DATA ▸
────────────────────────────────────────

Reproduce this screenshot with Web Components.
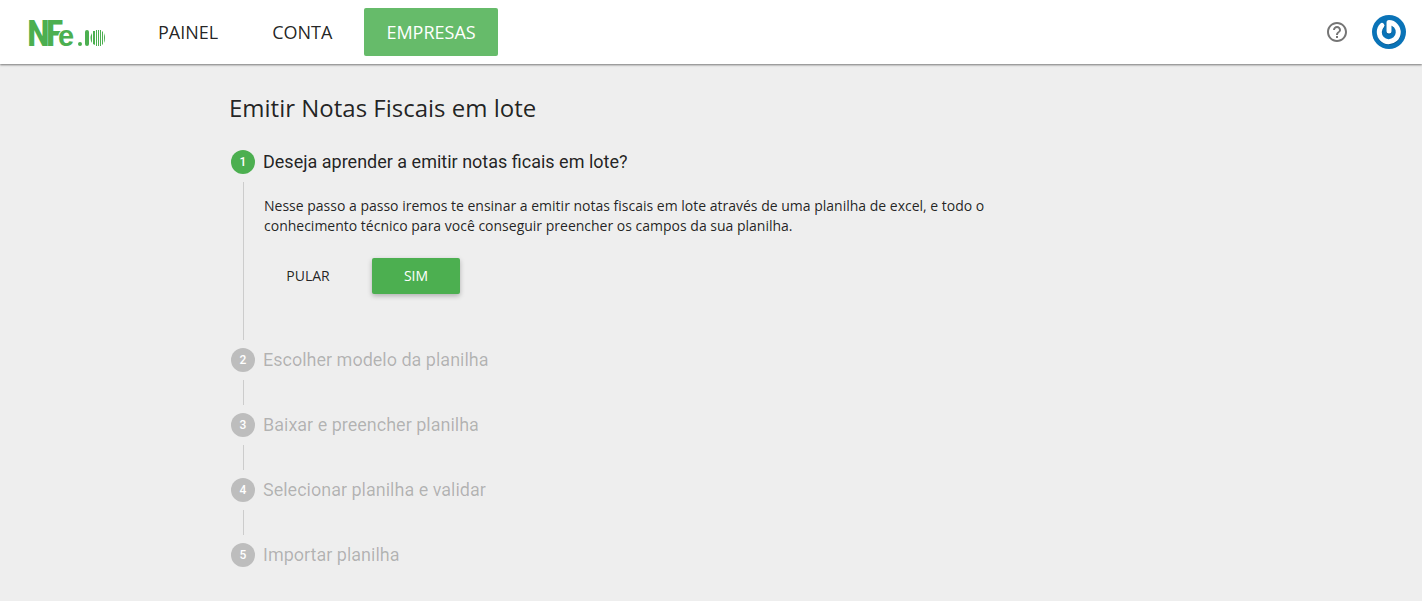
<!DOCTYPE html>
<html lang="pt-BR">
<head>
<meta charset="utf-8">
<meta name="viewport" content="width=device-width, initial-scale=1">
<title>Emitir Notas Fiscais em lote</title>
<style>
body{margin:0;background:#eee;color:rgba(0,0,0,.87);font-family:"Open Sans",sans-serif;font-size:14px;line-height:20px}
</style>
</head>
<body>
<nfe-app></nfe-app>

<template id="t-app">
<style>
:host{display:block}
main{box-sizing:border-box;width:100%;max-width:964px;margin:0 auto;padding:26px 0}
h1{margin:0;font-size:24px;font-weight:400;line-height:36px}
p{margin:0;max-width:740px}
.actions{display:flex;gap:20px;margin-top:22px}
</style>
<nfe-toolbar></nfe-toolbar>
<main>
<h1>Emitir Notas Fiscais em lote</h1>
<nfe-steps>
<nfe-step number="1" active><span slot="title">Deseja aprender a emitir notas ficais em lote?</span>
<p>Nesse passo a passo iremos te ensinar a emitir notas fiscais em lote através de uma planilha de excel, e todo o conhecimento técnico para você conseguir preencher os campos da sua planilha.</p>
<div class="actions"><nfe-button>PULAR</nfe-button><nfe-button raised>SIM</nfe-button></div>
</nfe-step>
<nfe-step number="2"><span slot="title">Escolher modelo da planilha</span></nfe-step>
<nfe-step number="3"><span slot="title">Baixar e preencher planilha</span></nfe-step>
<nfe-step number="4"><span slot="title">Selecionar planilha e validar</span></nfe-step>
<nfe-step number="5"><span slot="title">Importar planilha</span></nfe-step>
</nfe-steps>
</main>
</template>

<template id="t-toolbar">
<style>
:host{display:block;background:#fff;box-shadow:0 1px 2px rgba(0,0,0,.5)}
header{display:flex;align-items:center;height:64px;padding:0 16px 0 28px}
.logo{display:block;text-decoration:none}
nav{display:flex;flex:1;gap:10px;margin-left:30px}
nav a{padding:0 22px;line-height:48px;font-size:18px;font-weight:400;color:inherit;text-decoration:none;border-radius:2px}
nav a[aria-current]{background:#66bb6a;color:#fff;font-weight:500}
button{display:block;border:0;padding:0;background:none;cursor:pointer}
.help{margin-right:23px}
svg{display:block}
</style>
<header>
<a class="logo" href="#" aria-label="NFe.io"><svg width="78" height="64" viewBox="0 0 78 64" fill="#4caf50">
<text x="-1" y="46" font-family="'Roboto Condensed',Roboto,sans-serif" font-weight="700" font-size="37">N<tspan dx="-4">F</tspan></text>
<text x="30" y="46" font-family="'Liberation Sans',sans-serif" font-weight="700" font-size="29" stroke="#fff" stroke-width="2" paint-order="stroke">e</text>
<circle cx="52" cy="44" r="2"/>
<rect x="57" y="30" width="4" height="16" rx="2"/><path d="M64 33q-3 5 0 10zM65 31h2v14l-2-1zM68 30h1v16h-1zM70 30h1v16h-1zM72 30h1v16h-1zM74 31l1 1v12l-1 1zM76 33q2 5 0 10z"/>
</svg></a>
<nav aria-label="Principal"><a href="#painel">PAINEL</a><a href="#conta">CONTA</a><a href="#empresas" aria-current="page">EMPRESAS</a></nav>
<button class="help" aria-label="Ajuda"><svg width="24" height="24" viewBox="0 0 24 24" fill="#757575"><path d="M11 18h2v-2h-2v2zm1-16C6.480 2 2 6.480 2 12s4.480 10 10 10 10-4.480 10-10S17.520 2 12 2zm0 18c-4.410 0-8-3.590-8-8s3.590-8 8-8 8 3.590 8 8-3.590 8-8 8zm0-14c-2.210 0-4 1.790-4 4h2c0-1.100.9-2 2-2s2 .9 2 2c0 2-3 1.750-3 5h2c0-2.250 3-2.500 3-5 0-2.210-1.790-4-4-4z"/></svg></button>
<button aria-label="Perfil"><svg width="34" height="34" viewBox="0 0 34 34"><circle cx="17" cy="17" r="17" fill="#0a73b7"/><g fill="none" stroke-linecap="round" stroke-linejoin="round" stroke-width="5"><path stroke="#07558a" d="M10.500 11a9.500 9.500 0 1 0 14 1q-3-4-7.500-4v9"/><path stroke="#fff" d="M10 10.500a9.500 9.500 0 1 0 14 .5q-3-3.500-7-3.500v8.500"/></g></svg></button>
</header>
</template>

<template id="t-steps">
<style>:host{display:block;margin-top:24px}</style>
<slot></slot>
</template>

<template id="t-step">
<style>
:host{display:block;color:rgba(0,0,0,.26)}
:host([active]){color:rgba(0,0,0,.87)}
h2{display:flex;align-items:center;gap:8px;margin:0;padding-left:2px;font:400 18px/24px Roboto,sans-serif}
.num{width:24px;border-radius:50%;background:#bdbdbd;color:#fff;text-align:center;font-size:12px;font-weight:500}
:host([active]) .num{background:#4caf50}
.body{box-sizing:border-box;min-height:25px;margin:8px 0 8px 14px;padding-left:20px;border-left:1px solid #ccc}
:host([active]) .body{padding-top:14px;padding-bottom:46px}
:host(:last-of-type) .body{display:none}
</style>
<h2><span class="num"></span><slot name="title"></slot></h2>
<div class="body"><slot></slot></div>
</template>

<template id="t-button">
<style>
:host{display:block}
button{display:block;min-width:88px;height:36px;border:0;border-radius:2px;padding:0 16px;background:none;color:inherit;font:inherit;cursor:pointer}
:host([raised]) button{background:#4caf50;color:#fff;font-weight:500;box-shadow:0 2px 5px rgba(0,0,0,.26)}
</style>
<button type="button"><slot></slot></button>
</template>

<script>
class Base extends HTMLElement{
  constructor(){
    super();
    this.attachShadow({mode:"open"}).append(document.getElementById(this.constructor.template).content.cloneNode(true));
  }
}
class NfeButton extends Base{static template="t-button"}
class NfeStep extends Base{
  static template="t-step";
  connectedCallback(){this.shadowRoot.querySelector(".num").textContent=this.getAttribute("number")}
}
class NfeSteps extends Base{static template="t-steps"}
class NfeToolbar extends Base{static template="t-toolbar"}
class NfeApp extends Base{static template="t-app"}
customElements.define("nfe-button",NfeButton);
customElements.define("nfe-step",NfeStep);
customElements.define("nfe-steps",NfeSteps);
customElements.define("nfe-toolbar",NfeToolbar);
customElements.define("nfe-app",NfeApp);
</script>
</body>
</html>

────────────────────────────────────────

WORK TO DO ▸ Without the pictures, please reproduce each line of the listing above exactly, from the first one through the line bearing "<nfe-app></nfe-app>".

WORKED SOLUTION ▸
Reproduce this screenshot with Web Components.
<!DOCTYPE html>
<html lang="pt-BR">
<head>
<meta charset="utf-8">
<meta name="viewport" content="width=device-width, initial-scale=1">
<title>Emitir Notas Fiscais em lote</title>
<style>
body{margin:0;background:#eee;color:rgba(0,0,0,.87);font-family:"Open Sans",sans-serif;font-size:14px;line-height:20px}
</style>
</head>
<body>
<nfe-app></nfe-app>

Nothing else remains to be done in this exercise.